Exercise description: Scan the lines below; pull out those with "styles".

Given entries:
* start *
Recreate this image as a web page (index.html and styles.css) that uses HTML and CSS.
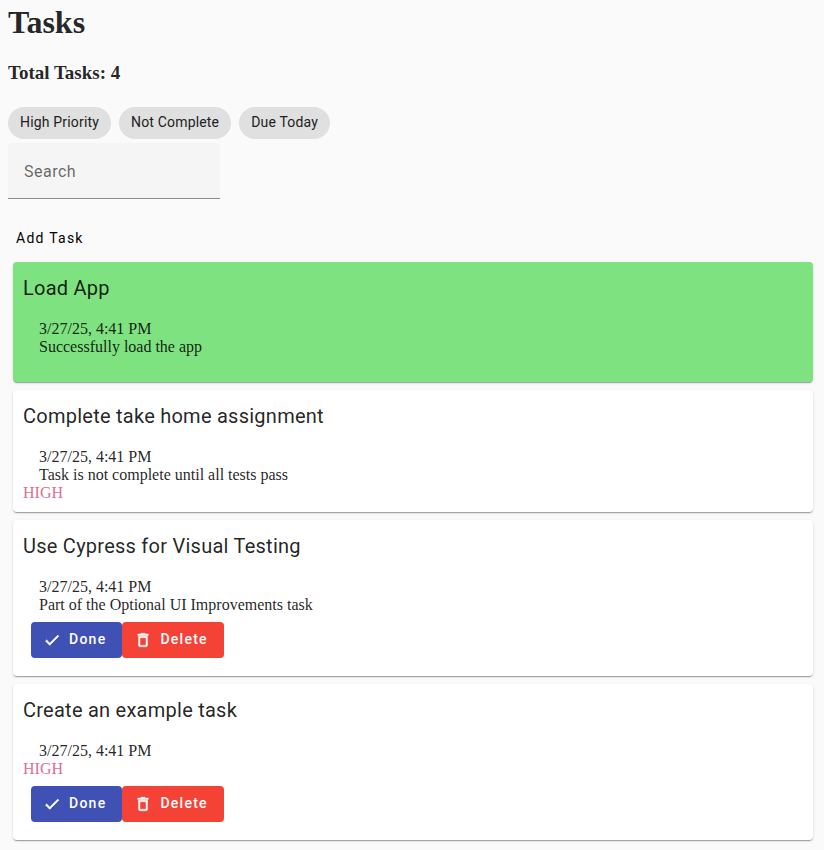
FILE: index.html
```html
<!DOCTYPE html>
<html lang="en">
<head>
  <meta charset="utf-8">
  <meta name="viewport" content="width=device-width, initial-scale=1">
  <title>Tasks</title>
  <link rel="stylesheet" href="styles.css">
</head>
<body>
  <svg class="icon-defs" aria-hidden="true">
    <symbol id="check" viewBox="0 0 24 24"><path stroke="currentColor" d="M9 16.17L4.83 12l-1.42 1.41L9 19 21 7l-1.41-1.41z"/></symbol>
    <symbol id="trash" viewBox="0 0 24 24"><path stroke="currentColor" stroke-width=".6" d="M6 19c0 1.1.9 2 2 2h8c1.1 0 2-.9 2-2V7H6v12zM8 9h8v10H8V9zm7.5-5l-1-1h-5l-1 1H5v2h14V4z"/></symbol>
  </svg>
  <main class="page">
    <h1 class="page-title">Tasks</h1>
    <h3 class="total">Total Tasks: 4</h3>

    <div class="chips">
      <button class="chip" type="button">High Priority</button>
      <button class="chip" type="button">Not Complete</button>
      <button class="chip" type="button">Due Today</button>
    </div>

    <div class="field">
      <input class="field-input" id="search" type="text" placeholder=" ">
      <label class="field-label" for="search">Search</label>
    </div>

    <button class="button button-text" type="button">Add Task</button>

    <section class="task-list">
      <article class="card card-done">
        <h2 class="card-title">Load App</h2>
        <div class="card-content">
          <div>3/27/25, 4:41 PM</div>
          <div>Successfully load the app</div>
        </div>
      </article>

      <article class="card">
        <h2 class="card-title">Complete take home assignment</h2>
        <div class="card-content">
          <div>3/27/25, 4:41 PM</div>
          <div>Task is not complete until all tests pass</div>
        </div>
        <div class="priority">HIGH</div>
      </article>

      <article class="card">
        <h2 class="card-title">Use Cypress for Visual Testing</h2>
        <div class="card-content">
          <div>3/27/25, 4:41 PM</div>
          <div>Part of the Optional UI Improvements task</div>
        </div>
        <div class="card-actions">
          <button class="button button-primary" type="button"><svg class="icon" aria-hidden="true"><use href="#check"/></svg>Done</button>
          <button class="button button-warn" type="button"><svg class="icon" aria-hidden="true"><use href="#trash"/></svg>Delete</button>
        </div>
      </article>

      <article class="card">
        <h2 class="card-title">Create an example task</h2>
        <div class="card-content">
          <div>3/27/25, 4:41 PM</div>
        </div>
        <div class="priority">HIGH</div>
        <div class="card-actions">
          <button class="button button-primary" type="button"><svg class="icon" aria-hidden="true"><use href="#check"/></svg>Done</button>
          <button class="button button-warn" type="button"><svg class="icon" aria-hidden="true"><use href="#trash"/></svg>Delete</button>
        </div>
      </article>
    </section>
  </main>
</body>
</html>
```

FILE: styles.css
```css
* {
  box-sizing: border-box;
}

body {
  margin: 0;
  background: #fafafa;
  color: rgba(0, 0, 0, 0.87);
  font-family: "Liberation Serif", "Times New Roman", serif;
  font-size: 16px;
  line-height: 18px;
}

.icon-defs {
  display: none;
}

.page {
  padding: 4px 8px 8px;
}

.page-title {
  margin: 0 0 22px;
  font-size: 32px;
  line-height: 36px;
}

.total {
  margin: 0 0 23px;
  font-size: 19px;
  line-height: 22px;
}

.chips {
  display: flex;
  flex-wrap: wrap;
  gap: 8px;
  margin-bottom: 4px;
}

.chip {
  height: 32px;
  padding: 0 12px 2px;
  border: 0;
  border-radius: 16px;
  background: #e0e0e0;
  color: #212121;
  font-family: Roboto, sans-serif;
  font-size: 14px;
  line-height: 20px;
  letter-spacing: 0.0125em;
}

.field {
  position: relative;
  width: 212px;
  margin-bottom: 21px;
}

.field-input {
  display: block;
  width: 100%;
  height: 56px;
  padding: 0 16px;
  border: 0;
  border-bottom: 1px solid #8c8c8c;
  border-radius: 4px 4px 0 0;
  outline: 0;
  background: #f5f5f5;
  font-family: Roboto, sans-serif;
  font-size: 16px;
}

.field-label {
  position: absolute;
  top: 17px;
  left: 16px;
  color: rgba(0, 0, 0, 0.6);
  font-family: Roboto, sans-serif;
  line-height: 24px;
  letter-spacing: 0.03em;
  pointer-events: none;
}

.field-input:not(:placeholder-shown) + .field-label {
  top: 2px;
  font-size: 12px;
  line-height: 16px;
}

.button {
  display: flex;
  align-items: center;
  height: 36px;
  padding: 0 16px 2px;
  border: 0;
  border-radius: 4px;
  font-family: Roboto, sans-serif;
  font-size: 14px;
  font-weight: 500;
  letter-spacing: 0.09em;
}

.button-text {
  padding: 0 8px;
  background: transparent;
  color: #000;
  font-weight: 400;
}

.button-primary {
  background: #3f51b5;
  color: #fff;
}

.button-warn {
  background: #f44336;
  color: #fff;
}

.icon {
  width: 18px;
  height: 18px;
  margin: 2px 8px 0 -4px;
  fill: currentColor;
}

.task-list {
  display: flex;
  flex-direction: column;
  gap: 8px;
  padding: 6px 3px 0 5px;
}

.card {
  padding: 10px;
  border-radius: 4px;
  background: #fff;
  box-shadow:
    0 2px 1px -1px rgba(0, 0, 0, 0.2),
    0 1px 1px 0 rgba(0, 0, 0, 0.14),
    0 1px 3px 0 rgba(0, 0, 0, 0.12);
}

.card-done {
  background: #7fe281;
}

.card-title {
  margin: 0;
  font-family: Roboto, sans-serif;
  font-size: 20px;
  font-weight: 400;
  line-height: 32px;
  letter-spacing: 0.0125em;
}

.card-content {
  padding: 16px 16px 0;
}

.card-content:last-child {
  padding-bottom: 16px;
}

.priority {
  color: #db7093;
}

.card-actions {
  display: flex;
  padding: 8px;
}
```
* end *
* start *
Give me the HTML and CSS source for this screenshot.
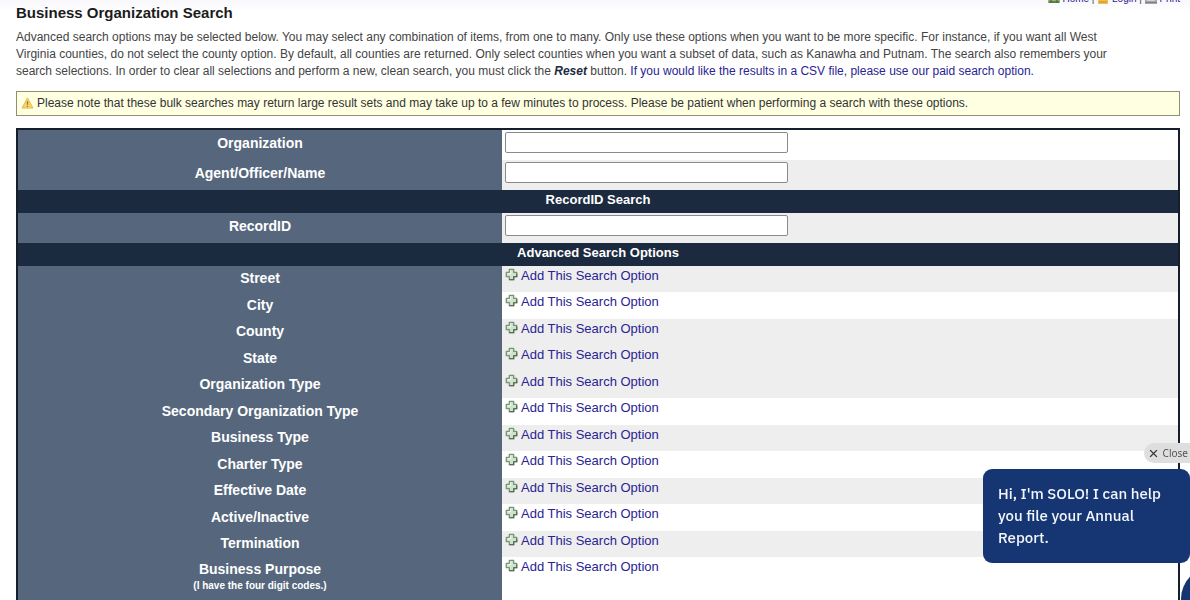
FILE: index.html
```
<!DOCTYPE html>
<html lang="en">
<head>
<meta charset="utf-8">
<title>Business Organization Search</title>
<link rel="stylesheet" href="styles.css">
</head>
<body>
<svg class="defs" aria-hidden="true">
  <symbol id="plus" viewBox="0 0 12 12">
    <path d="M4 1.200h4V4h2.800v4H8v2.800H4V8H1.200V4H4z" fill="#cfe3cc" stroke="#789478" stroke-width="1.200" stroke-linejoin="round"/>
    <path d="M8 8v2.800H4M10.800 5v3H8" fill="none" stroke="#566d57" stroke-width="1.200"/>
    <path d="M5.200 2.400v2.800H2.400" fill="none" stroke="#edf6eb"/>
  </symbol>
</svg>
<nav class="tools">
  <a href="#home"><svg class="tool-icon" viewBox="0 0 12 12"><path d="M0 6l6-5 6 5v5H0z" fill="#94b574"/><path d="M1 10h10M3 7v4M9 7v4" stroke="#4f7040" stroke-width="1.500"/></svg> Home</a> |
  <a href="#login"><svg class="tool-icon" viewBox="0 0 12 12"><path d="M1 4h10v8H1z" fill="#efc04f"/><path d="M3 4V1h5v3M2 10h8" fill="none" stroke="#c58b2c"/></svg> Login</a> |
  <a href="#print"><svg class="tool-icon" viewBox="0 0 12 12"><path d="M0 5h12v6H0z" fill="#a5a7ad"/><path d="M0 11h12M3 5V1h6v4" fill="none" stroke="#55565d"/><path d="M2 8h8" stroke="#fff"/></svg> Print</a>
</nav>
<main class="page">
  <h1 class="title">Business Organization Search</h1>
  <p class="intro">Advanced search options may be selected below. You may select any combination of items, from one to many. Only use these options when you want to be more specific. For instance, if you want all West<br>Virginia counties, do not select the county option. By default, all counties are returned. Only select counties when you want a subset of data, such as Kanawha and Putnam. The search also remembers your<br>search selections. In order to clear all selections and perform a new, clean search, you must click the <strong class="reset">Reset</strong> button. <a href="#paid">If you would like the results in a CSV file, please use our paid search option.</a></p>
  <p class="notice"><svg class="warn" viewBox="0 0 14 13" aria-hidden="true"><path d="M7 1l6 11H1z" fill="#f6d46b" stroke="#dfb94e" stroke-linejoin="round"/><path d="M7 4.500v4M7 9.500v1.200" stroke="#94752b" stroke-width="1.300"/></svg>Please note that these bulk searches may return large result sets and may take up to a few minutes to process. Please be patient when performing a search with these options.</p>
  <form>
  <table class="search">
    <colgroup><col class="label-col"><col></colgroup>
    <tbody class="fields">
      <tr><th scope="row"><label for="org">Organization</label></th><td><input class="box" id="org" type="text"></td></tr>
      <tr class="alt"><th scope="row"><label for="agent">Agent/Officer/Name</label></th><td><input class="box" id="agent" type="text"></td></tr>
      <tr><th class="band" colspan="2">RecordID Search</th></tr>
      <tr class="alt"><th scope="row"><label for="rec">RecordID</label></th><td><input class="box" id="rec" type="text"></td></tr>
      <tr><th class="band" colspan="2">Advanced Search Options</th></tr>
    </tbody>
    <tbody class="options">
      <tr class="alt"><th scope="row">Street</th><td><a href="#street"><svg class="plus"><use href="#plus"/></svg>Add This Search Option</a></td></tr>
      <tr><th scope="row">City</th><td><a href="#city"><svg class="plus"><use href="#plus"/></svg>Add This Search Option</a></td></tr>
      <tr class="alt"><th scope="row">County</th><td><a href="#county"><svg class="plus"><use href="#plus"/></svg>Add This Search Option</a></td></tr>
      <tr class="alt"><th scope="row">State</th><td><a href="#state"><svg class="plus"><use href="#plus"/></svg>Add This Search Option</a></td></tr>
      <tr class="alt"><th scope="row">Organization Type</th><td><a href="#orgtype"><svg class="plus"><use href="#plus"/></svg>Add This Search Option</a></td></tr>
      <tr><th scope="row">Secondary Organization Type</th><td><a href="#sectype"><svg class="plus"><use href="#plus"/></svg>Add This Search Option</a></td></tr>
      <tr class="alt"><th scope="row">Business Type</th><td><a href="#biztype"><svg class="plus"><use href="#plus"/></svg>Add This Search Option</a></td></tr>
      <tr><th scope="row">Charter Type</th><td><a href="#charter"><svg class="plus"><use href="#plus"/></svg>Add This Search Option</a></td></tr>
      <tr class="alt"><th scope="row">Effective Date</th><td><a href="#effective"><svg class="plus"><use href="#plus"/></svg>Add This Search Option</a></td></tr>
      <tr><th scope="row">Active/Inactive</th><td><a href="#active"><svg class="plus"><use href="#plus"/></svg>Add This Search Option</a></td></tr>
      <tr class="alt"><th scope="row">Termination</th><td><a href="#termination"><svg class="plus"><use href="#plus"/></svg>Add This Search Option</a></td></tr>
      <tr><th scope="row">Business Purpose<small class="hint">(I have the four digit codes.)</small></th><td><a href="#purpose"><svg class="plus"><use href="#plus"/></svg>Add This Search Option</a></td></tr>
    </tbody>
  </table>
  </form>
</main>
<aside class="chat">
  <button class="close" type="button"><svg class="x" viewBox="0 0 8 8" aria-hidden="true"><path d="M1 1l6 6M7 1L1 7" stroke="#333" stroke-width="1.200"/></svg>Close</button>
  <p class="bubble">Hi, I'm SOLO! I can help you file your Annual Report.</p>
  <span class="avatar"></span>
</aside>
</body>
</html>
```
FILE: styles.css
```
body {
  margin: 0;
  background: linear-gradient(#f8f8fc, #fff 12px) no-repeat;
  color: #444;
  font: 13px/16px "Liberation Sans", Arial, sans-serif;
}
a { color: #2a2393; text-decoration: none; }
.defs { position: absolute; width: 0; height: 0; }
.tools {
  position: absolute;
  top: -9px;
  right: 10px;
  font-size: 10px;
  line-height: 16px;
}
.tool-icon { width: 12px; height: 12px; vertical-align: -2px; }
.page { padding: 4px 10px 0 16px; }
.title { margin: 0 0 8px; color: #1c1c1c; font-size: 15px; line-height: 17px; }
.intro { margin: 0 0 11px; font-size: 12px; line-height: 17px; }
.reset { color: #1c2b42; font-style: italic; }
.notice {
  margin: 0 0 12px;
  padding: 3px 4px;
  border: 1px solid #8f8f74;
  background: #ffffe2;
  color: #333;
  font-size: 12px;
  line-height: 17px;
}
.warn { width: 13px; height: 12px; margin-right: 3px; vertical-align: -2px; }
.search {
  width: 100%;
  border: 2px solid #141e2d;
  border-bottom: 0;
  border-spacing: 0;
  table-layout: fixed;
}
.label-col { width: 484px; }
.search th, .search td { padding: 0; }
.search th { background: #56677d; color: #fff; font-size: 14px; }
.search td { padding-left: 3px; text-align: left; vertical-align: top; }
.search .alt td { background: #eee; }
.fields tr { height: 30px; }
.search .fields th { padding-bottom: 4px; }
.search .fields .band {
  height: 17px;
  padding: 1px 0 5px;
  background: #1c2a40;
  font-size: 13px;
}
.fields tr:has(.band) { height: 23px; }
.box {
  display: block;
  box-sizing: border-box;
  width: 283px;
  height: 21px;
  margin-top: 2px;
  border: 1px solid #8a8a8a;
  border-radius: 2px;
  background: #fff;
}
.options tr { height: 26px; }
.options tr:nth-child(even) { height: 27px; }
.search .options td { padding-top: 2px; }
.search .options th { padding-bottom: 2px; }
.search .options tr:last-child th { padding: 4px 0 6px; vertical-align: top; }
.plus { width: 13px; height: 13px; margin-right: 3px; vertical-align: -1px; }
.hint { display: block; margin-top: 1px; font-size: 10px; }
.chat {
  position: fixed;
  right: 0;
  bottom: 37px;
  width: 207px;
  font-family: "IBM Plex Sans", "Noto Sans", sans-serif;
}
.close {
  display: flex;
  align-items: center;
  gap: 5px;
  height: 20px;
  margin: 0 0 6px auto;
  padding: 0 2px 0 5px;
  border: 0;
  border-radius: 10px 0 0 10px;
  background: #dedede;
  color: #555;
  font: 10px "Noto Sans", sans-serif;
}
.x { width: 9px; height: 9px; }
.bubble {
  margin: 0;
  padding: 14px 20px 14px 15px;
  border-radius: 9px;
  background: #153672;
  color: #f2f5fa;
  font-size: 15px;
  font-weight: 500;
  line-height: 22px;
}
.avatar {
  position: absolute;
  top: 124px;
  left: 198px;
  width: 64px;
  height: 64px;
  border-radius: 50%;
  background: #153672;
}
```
* end *
Exercise answer:
Recreate this image as a web page (index.html and styles.css) that uses HTML and CSS.
  <link rel="stylesheet" href="styles.css">
FILE: styles.css
<link rel="stylesheet" href="styles.css">
FILE: styles.css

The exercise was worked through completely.